**Task requirements:** Tally all lines containing the word "index". Give the number alone.

**Data provided:**
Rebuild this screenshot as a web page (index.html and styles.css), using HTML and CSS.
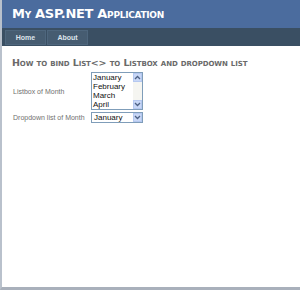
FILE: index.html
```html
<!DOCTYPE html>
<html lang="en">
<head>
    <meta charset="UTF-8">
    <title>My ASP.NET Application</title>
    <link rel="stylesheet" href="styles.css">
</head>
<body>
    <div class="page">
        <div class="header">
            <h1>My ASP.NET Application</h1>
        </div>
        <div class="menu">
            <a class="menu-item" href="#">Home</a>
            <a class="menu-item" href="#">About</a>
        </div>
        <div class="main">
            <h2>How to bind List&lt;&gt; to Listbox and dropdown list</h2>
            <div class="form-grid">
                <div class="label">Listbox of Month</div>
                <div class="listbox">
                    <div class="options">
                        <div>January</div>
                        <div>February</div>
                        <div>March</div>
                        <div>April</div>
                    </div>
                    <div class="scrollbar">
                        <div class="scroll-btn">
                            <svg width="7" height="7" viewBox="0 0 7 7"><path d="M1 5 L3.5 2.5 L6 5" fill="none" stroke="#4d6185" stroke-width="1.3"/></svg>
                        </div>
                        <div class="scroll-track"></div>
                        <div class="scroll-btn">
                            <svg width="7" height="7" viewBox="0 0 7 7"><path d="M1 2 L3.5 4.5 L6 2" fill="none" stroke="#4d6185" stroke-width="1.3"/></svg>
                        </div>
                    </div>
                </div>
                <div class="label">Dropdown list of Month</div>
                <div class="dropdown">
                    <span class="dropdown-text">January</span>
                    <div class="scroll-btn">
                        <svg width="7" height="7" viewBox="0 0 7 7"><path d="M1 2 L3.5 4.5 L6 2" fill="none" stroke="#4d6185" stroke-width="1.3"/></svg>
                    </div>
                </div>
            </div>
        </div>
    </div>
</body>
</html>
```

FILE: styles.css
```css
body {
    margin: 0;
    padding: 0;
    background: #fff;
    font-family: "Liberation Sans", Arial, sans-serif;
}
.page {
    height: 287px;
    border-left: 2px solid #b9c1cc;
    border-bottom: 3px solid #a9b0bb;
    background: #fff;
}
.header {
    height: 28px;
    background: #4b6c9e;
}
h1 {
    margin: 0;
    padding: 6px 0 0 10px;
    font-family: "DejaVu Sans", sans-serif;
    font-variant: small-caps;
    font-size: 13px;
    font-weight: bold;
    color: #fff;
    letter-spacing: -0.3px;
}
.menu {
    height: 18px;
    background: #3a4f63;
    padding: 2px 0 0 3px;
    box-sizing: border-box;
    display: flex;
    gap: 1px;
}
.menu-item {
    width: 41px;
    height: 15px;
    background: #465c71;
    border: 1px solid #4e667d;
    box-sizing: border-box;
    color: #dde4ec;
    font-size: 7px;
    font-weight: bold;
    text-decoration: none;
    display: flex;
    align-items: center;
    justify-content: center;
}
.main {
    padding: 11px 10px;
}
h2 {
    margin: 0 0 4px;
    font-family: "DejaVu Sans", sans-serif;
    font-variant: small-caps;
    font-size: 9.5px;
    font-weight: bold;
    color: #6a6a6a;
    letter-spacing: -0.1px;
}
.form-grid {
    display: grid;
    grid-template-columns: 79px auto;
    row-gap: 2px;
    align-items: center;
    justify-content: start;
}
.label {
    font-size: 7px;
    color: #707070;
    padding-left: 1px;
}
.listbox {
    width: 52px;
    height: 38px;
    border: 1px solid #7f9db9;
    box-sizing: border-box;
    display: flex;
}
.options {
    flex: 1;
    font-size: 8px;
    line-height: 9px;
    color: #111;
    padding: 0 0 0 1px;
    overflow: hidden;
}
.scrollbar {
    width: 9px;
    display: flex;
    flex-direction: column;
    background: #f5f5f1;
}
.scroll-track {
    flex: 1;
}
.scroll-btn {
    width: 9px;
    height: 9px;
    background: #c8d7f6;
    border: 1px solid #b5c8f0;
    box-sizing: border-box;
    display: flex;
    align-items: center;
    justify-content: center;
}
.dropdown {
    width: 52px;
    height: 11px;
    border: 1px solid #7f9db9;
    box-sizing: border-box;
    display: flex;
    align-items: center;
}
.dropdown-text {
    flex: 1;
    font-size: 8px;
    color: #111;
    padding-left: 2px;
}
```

**Exercise answer:** 2